Frage: Auch in der Koalition wird die Idee diskutiert, die großen Stromautobahnen wenigstens teilweise in staatlicher Regie zu betreiben, zuletzt hat sich Ministerin Aigner dafür ausgesprochen. Gute Idee?

RÖSLER: Tennet ist ja in niederländischem Staatsbesitz. Und das Beispiel zeigt, dass die Annahme, der Staat habe genügend Geld und könne im Zweifel zuschießen, falsch ist. Dass der Staat nicht der bessere Unternehmer ist, zeigt doch das Debakel beim Bau des Flughafens Berlin-Brandenburg. Den Jade-Weser-Port in Wilhelmshaven hat dagegen ein mittelständisches Unternehmerkonsortium hinbekommen - mit nur sechs Wochen Verzögerung. So einen Erfolg hätten die SPD-Regierungschefs Platzeck und Wowereit nie geschafft.

Frage: Die FDP ist diese Woche vom DGB angerempelt worden. Erst hat DGB-Chef Sommer Sie nicht zur Klausur eingeladen, dann hat er erklärt, es sei ein Unglück, dass Frau Merkel in der Konstellation mit Ihnen regieren müsse - mit der FDP werde das nichts. Ärgert Sie das?

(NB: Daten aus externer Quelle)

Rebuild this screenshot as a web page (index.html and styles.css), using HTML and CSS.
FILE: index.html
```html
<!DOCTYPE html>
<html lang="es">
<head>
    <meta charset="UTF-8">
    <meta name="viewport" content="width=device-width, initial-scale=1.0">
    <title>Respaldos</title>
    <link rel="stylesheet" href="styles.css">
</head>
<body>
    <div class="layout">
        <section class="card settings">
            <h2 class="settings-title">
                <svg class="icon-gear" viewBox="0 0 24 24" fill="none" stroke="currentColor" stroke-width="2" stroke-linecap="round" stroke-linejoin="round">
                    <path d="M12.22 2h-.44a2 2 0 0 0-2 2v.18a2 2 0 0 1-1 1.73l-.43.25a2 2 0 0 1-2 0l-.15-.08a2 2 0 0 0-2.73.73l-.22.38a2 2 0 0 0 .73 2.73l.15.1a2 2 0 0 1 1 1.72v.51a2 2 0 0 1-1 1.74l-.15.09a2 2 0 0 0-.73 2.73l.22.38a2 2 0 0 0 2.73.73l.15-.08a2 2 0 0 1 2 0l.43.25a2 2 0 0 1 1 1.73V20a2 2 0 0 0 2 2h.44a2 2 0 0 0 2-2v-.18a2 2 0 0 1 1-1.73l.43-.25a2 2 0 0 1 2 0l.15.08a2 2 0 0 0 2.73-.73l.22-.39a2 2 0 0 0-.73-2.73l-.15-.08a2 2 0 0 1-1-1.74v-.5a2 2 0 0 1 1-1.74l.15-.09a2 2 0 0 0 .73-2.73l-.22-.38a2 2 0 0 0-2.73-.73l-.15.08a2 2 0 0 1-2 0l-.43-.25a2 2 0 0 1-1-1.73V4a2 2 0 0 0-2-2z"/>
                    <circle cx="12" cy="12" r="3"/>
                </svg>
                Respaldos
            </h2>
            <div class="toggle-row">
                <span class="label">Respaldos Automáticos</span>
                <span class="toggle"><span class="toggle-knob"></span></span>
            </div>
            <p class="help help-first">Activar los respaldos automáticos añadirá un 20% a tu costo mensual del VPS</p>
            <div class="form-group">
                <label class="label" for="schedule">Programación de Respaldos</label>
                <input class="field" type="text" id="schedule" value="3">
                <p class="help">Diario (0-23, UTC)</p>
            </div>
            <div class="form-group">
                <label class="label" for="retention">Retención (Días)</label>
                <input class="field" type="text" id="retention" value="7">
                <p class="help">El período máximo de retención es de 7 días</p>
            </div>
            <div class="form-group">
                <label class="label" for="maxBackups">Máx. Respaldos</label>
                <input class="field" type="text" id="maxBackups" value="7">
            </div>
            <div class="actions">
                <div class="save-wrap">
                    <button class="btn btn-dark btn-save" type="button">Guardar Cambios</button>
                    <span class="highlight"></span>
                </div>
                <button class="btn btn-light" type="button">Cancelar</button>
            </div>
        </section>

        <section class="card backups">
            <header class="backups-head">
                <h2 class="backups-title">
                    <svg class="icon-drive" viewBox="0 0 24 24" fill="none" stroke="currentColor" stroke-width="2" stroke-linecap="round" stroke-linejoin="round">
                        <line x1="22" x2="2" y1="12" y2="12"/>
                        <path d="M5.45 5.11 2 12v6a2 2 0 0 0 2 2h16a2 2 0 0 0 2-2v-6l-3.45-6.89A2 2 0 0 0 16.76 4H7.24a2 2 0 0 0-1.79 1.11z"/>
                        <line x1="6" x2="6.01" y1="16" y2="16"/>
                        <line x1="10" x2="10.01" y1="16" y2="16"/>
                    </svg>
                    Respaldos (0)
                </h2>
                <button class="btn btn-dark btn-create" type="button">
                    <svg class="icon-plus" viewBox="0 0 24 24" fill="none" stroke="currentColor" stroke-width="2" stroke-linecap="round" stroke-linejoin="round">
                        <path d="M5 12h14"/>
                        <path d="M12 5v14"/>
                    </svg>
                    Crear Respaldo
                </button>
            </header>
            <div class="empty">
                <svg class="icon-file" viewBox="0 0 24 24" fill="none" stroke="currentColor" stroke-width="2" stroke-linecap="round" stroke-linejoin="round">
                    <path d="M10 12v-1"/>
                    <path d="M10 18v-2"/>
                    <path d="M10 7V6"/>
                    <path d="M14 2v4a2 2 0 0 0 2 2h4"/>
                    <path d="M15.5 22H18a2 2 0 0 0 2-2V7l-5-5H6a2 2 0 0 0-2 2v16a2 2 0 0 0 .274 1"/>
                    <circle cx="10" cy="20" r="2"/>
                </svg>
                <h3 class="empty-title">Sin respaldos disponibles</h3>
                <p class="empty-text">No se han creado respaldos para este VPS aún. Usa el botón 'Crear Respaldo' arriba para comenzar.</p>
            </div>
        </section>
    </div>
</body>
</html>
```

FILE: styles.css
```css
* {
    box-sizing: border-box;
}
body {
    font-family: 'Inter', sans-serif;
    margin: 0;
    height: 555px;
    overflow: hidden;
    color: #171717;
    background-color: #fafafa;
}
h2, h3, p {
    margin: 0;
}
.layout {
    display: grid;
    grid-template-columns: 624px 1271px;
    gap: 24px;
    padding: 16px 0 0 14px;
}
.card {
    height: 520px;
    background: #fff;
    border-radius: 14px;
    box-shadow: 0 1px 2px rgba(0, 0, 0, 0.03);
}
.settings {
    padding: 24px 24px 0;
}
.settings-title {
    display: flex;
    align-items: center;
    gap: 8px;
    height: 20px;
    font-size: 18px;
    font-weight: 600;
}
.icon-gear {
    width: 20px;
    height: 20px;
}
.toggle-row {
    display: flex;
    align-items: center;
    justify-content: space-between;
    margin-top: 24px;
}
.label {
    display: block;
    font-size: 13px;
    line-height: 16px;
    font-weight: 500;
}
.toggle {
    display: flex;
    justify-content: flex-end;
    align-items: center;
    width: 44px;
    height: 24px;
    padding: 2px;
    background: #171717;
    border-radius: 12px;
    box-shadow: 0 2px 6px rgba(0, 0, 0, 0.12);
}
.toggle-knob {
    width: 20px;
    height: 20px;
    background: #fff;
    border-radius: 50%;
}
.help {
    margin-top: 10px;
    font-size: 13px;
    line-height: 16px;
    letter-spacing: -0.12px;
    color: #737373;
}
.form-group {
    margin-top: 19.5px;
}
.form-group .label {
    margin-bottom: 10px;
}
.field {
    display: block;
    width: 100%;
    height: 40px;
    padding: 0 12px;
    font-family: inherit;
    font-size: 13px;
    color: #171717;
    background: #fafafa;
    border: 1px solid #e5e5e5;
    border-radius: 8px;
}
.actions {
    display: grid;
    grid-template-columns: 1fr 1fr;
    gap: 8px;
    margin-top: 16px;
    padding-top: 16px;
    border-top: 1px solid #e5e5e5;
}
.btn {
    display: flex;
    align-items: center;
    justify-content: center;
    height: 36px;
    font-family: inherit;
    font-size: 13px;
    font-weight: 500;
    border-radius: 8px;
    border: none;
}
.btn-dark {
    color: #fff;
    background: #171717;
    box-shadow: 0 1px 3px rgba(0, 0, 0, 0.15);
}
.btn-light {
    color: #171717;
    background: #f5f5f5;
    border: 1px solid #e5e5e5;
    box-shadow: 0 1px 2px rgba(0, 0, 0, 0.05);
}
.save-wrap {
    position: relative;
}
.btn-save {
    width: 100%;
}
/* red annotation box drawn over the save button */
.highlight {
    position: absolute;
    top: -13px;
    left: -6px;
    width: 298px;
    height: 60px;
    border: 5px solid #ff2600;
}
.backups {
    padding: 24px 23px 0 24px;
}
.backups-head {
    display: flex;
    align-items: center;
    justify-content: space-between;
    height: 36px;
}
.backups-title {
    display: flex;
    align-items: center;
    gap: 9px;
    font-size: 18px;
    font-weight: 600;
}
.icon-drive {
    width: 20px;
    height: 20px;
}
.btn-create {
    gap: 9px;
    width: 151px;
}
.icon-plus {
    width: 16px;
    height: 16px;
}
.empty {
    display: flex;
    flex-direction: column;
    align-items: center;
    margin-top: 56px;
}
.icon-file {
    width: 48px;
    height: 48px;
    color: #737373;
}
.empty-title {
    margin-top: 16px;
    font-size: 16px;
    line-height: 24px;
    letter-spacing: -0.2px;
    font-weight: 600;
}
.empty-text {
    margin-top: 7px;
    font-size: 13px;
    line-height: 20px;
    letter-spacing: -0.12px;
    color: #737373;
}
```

RÖSLER: Michael Sommer war einer der ersten, mit dem ich als Wirtschaftsminister das Gespräch gesucht habe. Die Sozialpartnerschaft ist eine hervorragende Errungenschaft, die viel zur Leistungsfähigkeit unserer Volkswirtschaft beiträgt. Das Miteinander funktioniert, ich habe einen guten Kontakt zu Gewerkschaften und Arbeitgebern.

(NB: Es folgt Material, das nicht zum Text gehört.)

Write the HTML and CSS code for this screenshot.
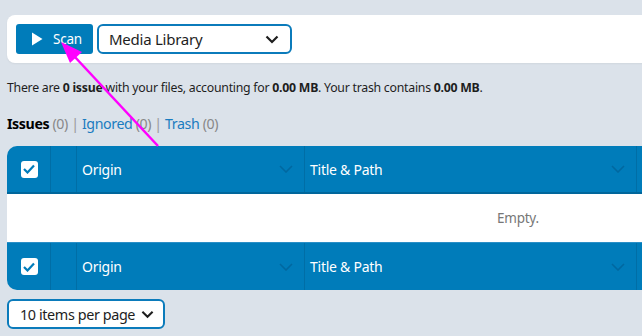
FILE: index.html
```html
<!DOCTYPE html>
<html lang="en">
<head>
    <meta charset="UTF-8">
    <meta name="viewport" content="width=device-width, initial-scale=1.0">
    <title>Media Cleaner</title>
    <link rel="stylesheet" href="styles.css">
</head>
<body>

    <div class="toolbar">
        <button class="scan-btn">
            <svg width="12" height="14" viewBox="0 0 12 14"><path d="M1 0.5 L11.5 7 L1 13.5 Z" fill="#fff"/></svg>
            <span>Scan</span>
        </button>
        <div class="select source-select">
            <span>Media Library</span>
            <svg class="chev" width="14" height="9" viewBox="0 0 14 9"><path d="M1.5 1.5 L7 7 L12.5 1.5" fill="none" stroke="#1e1e1e" stroke-width="2.2"/></svg>
        </div>
    </div>

    <p class="summary">There are <b>0 issue</b> with your files, accounting for <b>0.00 MB</b>. Your trash contains <b>0.00 MB</b>.</p>

    <div class="tabs">
        <span class="current">Issues</span> <span class="count">(0)</span>
        <span class="sep">|</span>
        <a href="#">Ignored</a> <span class="count">(0)</span>
        <span class="sep">|</span>
        <a href="#">Trash</a> <span class="count">(0)</span>
    </div>

    <div class="table">
        <div class="row head">
            <div class="cell c-check"><span class="checkbox"><svg width="12" height="10" viewBox="0 0 12 10"><path d="M1 5 L4.5 8.5 L11 1.5" fill="none" stroke="#007cba" stroke-width="2.2"/></svg></span></div>
            <div class="cell c-thumb"></div>
            <div class="cell c-origin">Origin <svg class="sort" width="14" height="8" viewBox="0 0 14 8"><path d="M1 1 L7 7 L13 1" fill="none" stroke="#0068a0" stroke-width="1.6"/></svg></div>
            <div class="cell c-title">Title &amp; Path <svg class="sort" width="14" height="8" viewBox="0 0 14 8"><path d="M1 1 L7 7 L13 1" fill="none" stroke="#0068a0" stroke-width="1.6"/></svg></div>
            <div class="cell c-rest"></div>
        </div>
        <div class="row empty">Empty.</div>
        <div class="row foot">
            <div class="cell c-check"><span class="checkbox"><svg width="12" height="10" viewBox="0 0 12 10"><path d="M1 5 L4.5 8.5 L11 1.5" fill="none" stroke="#007cba" stroke-width="2.2"/></svg></span></div>
            <div class="cell c-thumb"></div>
            <div class="cell c-origin">Origin <svg class="sort" width="14" height="8" viewBox="0 0 14 8"><path d="M1 1 L7 7 L13 1" fill="none" stroke="#0068a0" stroke-width="1.6"/></svg></div>
            <div class="cell c-title">Title &amp; Path <svg class="sort" width="14" height="8" viewBox="0 0 14 8"><path d="M1 1 L7 7 L13 1" fill="none" stroke="#0068a0" stroke-width="1.6"/></svg></div>
            <div class="cell c-rest"></div>
        </div>
    </div>

    <div class="select per-page">
        <span>10 items per page</span>
        <svg class="chev" width="13" height="9" viewBox="0 0 14 9"><path d="M1.5 1.5 L7 7 L12.5 1.5" fill="none" stroke="#1e1e1e" stroke-width="2.2"/></svg>
    </div>

    <!-- annotation arrow -->
    <svg class="arrow" width="642" height="336" viewBox="0 0 642 336">
        <line x1="158" y1="146" x2="74" y2="56" stroke="#f0f" stroke-width="2.5"/>
        <path d="M61 42 L82 52 L70 63 Z" fill="#f0f"/>
    </svg>

</body>
</html>
```

FILE: styles.css
```css
body {
    margin: 0;
    padding: 15px 0 0 7px;
    background: #dbe2ea;
    font-family: "Noto Sans", "Open Sans", Arial, sans-serif;
    color: #1e1e1e;
    overflow: hidden;
    width: 635px;
    height: 321px;
    letter-spacing: -0.25px;
}
.toolbar {
    background: #fff;
    border-radius: 8px 0 0 8px;
    padding: 9px;
    height: 30px;
    display: flex;
    gap: 4px;
    width: 700px;
    box-shadow: 0 1px 2px rgba(0, 0, 0, 0.05);
}
.scan-btn {
    background: #007cba;
    border: none;
    border-radius: 3px;
    width: 77px;
    height: 30px;
    display: flex;
    align-items: center;
    gap: 10px;
    padding: 0 0 0 15px;
    color: #fff;
    font-family: inherit;
    font-size: 13.5px;
    letter-spacing: -0.2px;
}
.select {
    box-sizing: border-box;
    border: 2px solid #0b7bbb;
    border-radius: 6px;
    background: #fff;
    display: flex;
    align-items: center;
    justify-content: space-between;
    font-size: 15px;
    white-space: nowrap;
}
.source-select {
    width: 195px;
    height: 30px;
    padding: 0 11px 0 10px;
}
.summary {
    margin: 16px 0 0;
    font-size: 12.3px;
    line-height: 17px;
}
.tabs {
    margin-top: 18px;
    font-size: 14.2px;
    line-height: 20px;
    color: #888;
    letter-spacing: -0.4px;
}
.tabs .current { color: #000; font-weight: bold; }
.tabs a { color: #1a7cc0; text-decoration: none; }
.tabs .sep { color: #999; }
.table {
    margin-top: 12px;
    width: 1020px;
}
.row {
    display: flex;
    height: 48px;
    box-sizing: border-box;
}
.head, .foot {
    background: #007cba;
    color: #fff;
    font-size: 14px;
    border-bottom: 2px solid #00669b;
}
.head { border-radius: 10px 0 0 0; height: 48px; }
.foot { border-radius: 0 0 0 10px; border-top: 1px solid #2a8fc7; border-bottom: none; }
.cell {
    display: flex;
    align-items: center;
    border-right: 1px solid #006ea6;
    box-sizing: border-box;
}
.c-check { width: 44px; justify-content: center; padding-left: 1px; }
.c-thumb { width: 26px; }
.c-origin { width: 228px; padding: 0 11px 0 5px; justify-content: space-between; }
.c-title { width: 332px; padding: 0 11px 0 5px; justify-content: space-between; }
.c-rest { flex: 1; border-right: none; }
.checkbox {
    width: 17px;
    height: 17px;
    background: #fff;
    border-radius: 3px;
    display: flex;
    align-items: center;
    justify-content: center;
}
.empty {
    background: #fff;
    color: #777;
    font-size: 13.5px;
    align-items: center;
    padding-left: 490px;
}
.per-page {
    margin-top: 9px;
    width: 158px;
    height: 30px;
    padding: 0 9px 0 11px;
    font-size: 14.4px;
    letter-spacing: -0.4px;
}
.arrow {
    position: absolute;
    left: 0;
    top: 0;
    pointer-events: none;
}
```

Frage: Vermutlich haben Sie die Frage schon vermisst. Es gibt eine verbreitete Erwartung, sie würden Ihr Amt als Parteichef nach der Landtagswahl aufgeben - auf jeden Fall dann, wenn es die FDP nicht in den Landtag schaffen sollte. Bleiben Sie nun FDP-Chef oder nicht?

RÖSLER: Vermutlich wissen Sie auch schon, wie meine Antwort lautet: Bei dieser Wahl geht es nicht um mich. Es geht um Niedersachsen, hier kämpfen wir für die Fortsetzung einer guten Regierung. Wer hätte gedacht, dass Niedersachsen bei den Wachstumsraten mal vor den Bayern steht? Das lohnt den Einsatz.

Frage: Bei der Wahl gibt es keine Messlatte für Sie persönlich? Unter fünf Prozent...

RÖSLER: ... es geht wie gesagt um Niedersachsen. Um meine Heimat.

Frage: Wo werden Sie am Sonntagabend sein - in Berlin oder Hannover?

RÖSLER: Räumlich bin ich in Berlin, mit dem Herzen bin ich natürlich in Niedersachsen.